-- START Data extract --

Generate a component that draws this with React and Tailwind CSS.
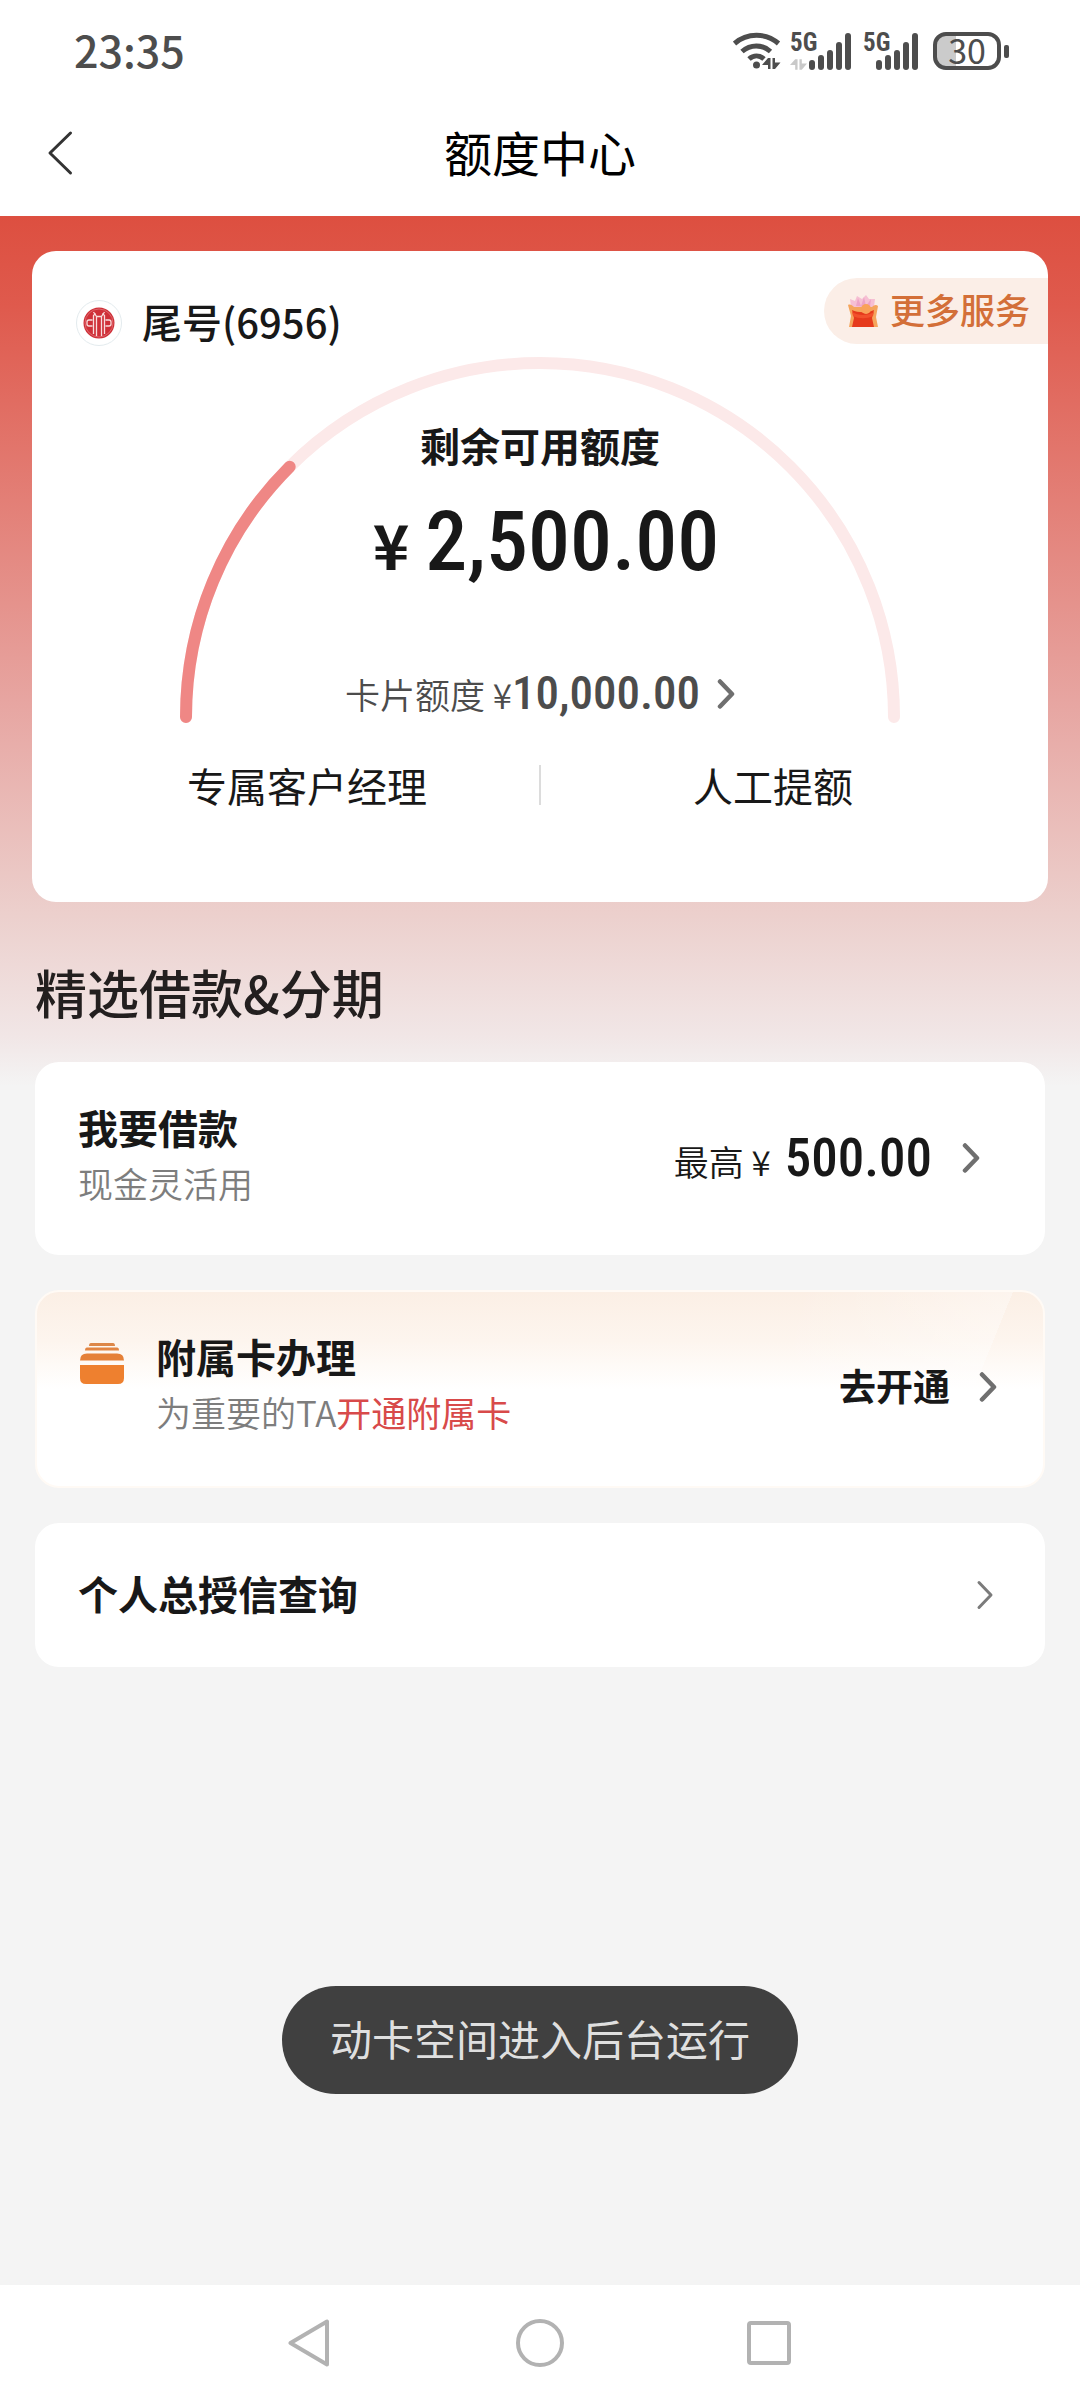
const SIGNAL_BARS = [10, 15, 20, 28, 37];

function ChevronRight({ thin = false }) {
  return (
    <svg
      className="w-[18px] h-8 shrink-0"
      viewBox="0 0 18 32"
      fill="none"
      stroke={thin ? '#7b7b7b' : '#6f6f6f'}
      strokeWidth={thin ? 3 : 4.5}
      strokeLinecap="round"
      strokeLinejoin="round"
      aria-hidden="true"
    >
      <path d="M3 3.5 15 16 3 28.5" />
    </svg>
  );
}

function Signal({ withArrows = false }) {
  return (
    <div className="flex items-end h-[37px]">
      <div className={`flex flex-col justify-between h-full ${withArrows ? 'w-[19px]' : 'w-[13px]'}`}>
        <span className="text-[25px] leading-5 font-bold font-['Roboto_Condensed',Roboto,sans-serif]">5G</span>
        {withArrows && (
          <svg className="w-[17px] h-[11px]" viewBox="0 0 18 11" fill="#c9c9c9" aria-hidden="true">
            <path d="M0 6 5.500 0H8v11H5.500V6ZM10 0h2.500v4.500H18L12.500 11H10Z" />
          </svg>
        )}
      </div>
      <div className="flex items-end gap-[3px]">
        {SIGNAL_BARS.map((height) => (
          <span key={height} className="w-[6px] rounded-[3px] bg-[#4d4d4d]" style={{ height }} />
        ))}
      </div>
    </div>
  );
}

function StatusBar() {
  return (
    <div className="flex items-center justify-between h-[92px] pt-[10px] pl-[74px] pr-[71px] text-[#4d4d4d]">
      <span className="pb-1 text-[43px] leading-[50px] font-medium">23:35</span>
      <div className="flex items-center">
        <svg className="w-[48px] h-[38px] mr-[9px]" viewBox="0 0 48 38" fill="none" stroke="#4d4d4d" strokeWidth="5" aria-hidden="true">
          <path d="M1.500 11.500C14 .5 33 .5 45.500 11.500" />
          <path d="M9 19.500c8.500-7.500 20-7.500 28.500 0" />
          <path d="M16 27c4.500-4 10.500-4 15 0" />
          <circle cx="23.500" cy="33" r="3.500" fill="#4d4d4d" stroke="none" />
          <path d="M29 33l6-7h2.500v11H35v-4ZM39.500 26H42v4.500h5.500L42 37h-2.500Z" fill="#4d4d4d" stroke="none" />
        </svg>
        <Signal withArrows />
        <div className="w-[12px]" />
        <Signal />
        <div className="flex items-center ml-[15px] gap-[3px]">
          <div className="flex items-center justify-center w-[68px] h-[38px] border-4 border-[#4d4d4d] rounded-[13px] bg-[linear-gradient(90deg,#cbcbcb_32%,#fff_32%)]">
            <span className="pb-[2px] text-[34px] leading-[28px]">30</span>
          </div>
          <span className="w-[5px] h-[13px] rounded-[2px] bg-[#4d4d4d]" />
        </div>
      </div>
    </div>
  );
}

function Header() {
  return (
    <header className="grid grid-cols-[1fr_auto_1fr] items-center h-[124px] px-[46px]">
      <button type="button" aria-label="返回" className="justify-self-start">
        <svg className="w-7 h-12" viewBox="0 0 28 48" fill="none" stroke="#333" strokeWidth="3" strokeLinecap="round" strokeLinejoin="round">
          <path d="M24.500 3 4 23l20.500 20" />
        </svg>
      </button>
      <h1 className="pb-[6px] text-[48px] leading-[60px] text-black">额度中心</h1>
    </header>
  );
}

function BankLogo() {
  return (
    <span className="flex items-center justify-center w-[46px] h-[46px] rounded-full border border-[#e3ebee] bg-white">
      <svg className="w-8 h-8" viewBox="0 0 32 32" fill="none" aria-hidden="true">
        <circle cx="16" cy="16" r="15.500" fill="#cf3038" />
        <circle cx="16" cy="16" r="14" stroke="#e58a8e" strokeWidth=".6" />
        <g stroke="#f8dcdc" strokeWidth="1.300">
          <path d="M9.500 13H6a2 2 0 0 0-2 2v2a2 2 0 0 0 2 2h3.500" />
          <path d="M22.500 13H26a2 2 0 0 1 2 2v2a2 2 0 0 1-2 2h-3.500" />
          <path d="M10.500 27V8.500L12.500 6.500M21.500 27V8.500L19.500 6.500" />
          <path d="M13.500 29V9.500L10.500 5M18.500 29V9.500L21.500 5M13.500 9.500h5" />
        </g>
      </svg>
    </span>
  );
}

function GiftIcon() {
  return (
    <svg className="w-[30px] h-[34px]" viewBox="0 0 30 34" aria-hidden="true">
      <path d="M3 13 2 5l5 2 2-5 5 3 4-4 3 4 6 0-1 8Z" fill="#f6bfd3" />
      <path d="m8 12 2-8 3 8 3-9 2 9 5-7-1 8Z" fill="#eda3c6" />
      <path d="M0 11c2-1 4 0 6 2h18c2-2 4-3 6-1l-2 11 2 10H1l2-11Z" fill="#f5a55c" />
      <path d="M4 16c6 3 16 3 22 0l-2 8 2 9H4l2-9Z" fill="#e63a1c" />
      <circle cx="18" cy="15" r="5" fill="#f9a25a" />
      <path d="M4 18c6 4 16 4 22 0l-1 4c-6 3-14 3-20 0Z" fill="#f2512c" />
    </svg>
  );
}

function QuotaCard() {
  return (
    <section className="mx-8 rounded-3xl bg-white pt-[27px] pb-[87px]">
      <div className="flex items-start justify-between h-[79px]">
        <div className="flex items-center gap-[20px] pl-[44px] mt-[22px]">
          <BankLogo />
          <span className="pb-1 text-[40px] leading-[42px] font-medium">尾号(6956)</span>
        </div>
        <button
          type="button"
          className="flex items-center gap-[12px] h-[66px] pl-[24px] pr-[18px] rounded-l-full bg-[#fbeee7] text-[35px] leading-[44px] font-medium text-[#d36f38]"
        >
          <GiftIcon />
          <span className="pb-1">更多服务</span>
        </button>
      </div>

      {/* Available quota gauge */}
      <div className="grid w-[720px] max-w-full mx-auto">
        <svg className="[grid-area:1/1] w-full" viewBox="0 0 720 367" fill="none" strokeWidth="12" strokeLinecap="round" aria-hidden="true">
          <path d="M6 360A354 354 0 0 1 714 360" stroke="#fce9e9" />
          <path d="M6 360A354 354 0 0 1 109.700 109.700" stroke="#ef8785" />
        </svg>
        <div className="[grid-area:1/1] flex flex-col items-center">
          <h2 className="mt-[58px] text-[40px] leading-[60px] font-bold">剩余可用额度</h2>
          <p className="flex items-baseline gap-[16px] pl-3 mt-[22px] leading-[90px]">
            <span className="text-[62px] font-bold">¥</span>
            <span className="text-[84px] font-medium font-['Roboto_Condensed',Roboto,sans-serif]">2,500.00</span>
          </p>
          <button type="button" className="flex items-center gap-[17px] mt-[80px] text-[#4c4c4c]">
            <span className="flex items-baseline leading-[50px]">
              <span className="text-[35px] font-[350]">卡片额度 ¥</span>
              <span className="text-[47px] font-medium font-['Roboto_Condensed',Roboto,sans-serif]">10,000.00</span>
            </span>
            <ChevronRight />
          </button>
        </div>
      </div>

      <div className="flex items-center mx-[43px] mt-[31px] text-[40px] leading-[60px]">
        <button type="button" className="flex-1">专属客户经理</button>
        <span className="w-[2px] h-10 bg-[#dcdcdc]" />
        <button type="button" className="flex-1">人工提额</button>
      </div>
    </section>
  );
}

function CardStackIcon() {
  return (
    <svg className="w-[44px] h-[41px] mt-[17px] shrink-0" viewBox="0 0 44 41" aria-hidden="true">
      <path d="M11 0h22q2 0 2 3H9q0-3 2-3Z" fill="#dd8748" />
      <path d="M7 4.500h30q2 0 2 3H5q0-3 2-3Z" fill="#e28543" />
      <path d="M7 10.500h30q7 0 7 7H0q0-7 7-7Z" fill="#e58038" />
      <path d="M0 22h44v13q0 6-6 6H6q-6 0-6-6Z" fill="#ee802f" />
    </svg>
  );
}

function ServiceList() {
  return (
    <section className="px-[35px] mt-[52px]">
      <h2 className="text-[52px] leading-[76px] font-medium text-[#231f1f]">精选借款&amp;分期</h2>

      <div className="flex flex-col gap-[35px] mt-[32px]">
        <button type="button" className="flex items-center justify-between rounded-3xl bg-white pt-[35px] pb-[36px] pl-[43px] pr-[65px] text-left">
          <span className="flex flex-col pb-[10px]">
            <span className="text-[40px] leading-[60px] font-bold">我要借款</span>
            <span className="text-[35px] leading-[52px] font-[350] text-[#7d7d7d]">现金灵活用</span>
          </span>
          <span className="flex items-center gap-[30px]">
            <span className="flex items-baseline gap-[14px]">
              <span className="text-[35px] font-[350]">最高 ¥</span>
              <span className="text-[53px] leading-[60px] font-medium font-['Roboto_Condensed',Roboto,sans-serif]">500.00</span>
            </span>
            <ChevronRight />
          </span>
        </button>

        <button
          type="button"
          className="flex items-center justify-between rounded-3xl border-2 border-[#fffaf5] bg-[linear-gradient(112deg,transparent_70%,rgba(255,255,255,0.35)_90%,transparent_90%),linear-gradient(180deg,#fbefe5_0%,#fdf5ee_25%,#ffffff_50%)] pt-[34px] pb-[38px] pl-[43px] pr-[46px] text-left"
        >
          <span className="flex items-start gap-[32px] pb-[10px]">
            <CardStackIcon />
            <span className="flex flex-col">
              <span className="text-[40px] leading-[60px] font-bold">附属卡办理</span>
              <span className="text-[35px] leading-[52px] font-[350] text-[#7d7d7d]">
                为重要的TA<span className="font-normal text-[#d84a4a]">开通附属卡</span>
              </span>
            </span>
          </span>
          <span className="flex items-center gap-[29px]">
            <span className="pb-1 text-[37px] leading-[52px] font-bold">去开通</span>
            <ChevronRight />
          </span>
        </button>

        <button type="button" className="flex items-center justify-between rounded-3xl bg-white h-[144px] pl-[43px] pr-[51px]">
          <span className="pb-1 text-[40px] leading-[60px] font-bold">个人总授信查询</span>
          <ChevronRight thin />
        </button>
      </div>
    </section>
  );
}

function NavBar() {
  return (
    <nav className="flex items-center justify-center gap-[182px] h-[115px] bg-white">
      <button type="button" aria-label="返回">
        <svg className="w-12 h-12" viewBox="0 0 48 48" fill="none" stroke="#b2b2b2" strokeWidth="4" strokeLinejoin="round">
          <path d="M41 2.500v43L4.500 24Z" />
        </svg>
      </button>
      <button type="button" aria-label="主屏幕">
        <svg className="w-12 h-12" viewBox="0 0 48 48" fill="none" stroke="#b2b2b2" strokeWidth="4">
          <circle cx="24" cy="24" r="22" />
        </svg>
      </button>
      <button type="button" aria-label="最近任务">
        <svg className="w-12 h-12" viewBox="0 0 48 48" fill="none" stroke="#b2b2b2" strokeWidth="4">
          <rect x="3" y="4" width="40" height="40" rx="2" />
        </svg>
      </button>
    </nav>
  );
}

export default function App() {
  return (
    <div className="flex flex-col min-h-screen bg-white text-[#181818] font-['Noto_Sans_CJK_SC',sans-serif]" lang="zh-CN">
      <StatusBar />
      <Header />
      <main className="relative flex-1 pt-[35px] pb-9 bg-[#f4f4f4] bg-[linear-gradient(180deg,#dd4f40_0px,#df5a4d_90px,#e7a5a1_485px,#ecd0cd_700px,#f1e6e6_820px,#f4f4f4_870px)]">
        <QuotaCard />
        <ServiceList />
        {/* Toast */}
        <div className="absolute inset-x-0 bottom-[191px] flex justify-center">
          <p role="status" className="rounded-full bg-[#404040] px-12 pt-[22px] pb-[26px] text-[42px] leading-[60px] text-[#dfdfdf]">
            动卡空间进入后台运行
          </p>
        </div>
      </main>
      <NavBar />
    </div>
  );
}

-- END Data extract --

→ **Written request**
Exactly as written, please give again the lines from the beginning of the listing through the line containing "const SIGNAL_BARS = [10, 15, 20, 28, 37];", inclusive, without any pictures.

→ **Reply**
Generate a component that draws this with React and Tailwind CSS.
const SIGNAL_BARS = [10, 15, 20, 28, 37];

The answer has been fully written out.